## [EXERCISE PROMPT]
Everything from the first line of the records below through the line containing "import React from" is to be retyped exactly; leave out the rest.

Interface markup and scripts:

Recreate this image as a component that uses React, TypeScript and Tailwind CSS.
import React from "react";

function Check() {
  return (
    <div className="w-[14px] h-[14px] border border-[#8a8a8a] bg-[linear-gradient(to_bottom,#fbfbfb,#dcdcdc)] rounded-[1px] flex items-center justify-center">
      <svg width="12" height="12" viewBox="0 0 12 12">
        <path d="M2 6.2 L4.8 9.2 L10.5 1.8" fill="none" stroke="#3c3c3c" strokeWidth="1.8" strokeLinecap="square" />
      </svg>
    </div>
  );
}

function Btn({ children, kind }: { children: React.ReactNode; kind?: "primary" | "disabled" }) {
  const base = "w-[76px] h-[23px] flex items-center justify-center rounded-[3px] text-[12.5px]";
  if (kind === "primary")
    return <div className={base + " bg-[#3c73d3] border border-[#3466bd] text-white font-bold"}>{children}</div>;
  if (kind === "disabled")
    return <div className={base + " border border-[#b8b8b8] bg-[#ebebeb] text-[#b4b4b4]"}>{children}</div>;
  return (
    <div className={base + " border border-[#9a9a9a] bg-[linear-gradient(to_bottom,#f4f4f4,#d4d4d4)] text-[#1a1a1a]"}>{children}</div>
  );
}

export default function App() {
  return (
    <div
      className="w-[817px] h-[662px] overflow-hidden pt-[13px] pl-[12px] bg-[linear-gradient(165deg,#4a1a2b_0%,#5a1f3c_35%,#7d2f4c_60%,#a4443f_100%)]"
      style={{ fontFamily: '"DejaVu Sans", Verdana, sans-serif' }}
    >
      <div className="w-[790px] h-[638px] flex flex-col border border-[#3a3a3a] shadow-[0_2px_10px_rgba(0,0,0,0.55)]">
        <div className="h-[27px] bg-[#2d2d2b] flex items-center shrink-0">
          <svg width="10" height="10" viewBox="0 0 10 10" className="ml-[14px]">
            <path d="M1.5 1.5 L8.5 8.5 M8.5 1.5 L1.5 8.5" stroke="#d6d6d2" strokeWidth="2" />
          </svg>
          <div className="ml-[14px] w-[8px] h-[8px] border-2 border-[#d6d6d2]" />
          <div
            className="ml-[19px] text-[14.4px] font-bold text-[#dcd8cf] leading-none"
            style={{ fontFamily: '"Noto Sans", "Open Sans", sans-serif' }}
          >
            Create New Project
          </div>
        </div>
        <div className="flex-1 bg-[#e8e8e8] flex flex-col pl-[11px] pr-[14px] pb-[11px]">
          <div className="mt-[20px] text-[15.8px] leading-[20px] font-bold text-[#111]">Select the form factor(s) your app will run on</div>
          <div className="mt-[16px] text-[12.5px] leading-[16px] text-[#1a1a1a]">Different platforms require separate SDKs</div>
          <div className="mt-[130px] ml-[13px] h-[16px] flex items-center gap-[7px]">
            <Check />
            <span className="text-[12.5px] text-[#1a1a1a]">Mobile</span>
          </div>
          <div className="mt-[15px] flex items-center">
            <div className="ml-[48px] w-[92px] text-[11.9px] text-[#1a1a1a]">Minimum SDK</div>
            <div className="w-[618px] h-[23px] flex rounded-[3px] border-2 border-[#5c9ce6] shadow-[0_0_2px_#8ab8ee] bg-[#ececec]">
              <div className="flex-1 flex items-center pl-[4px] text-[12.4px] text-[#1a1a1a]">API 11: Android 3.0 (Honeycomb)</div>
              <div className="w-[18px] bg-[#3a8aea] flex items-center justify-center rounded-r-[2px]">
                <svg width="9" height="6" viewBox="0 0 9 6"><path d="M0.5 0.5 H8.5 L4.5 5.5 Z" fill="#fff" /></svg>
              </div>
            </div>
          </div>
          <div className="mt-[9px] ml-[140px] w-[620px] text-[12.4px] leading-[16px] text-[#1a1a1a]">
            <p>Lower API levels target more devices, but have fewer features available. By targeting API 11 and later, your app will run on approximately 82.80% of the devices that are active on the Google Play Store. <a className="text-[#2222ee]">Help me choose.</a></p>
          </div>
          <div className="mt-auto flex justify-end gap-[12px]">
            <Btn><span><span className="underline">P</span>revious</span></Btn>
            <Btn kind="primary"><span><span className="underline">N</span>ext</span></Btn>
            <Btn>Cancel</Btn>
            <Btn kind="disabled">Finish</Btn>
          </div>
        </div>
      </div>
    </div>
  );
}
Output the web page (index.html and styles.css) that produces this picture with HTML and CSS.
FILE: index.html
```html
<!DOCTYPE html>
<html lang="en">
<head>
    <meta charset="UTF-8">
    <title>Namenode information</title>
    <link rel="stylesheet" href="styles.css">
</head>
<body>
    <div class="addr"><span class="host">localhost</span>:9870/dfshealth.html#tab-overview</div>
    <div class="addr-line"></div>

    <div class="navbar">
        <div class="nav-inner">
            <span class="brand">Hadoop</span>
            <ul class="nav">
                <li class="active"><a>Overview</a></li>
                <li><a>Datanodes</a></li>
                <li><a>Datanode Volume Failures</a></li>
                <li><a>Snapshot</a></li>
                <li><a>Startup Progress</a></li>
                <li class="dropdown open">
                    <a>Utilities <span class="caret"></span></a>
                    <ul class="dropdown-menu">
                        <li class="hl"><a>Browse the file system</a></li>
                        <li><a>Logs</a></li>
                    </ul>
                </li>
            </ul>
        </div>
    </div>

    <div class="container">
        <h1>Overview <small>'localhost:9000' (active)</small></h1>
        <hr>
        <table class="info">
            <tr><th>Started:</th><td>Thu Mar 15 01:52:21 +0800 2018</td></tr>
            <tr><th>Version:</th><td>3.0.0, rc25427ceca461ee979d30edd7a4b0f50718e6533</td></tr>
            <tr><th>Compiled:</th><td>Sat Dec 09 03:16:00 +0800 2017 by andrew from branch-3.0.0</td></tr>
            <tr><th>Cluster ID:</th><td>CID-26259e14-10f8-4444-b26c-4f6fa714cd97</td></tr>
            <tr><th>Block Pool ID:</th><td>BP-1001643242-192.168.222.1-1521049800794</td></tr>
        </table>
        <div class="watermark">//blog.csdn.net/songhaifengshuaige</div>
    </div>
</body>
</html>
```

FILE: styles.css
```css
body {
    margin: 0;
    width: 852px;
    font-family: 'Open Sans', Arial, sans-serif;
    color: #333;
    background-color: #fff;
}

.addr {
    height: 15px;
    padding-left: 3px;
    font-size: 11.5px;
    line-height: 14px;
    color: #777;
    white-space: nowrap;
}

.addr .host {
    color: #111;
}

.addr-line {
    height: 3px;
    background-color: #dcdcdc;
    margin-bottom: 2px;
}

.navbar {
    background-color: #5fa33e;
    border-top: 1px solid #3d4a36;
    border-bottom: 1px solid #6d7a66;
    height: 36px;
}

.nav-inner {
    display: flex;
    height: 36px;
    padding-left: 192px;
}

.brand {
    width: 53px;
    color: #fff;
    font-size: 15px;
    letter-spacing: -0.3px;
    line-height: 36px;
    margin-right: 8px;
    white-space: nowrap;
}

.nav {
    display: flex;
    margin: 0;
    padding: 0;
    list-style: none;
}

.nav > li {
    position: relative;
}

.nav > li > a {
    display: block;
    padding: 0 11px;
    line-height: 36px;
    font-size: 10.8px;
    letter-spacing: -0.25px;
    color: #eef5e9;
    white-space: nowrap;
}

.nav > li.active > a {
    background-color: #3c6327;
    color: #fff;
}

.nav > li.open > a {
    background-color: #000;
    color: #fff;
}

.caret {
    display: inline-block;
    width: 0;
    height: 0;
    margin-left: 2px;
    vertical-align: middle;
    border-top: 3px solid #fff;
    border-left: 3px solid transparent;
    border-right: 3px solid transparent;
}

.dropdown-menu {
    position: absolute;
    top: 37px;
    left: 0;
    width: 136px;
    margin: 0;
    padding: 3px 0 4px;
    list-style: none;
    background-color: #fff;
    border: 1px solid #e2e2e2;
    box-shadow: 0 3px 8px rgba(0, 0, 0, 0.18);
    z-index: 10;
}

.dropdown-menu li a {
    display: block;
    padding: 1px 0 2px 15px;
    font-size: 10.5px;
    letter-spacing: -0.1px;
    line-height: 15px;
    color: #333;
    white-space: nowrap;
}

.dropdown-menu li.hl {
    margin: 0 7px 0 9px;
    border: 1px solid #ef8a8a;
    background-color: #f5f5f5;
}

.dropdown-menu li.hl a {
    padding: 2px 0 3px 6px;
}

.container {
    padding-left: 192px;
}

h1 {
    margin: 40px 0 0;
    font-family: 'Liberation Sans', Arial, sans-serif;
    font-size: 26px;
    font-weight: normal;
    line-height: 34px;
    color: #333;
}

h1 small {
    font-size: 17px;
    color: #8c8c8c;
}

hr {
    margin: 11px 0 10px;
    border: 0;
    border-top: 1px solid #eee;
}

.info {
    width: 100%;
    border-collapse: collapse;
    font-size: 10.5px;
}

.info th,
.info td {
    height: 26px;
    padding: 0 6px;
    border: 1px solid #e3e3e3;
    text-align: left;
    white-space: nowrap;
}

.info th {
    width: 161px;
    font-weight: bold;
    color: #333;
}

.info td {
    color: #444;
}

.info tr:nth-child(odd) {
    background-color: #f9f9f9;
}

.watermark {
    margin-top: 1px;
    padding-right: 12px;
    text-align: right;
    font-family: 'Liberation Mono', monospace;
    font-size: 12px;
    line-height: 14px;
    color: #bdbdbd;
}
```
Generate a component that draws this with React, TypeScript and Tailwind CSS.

## [OUTPUT]
Recreate this image as a component that uses React, TypeScript and Tailwind CSS.
import React from "react";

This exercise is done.